R. «Ricordo tutti i miei allenatori, quelli che ci sono ancora e quelli che se ne sono andati. Il mio pensiero si rivolge a quelli che ci hanno lasciato, soprattutto a Gigi Radice che mi ha dato la possibilità di esordire in serie A. Poi Nils Liedholm, Emiliano Mondonico. Ho avuto la possibilità di lavorare con persone di grande calibro come Fabio Capello, Albertino Bigon, Gaetano Salvemini, Nedo Sonetti. Devo ammettere che ho avuto ottimi allenatori e grandi uomini.

Nello sport non si imita. Si apprende strada facendo e attraverso anche un percorso di studio, perchè per diventare allenatore occorre studiare tanto. Le esperienze accumulate negli anni da un calciatore arricchiscono, ma non sono sufficienti se non si aggiungono ad una preparazione didattica importante che solo la Scuola di Coverciano può fornire. Io sono un allenatore di prima categoria e potrei allenare anche la Nazionale italiana e sono giunto a questo traguardo con un percorso intenso di studio e di preparazione molto profonda. Non mi sento di dire di non imitare nessuno, ma di seguire la mia strada e di dare sempre qualcosa ai miei giocatori».

D. Come ricorda Diego Armando Maradona suo compagno di squadra nel Napoli?

R. «Lo ricordo come un gran bravo ragazzo, con un cuore d’oro».

D. Incocciati, come valuta il calcio di oggi?
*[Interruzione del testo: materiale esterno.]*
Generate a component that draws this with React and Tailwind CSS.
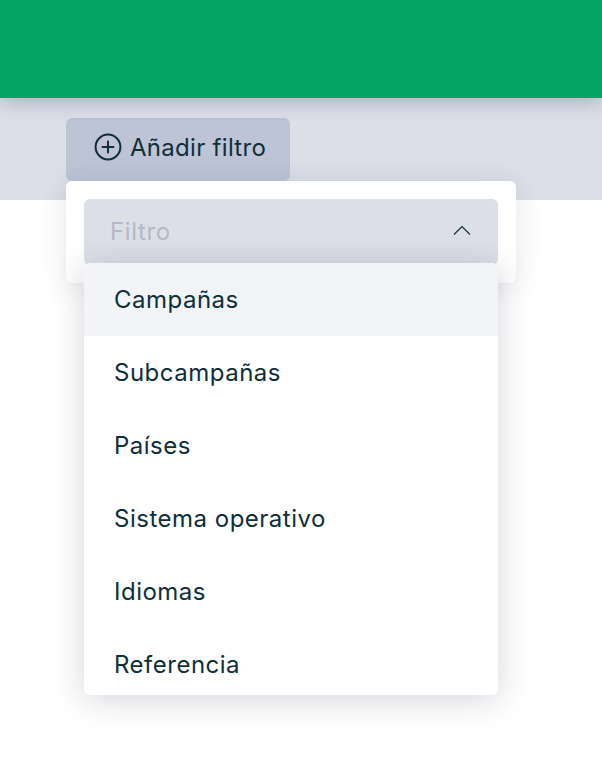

R. «È un calcio molto più industrializzato sotto tutti gli aspetti, soprattutto in relazione agli aspetti economici. Al mio tempo avevamo un calcio più artigiano. Quando un prodotto è industrializzato si rischia di offrire tutti un po’ la stessa cosa. Invece, nell’artigianato ci sono sempre dei maestri che fanno la differenza. Oggi il calcio è così ed è divertente soprattutto per chi lo sta vivendo. Per noi che abbiamo vissuto un altro calcio un po’ di nostalgia c’è. Certo i grandi personaggi che appartengono alla storia del calcio italiano risalgono soprattutto agli anni ’80 e ’90. Oggi abbiamo dei giocatori bravi, ma non come quelli di qualche anno fa. Ai miei tempi per giocare ai grandi livelli dovevamo essere bravi veramente. Spero che lo sia così anche adesso…».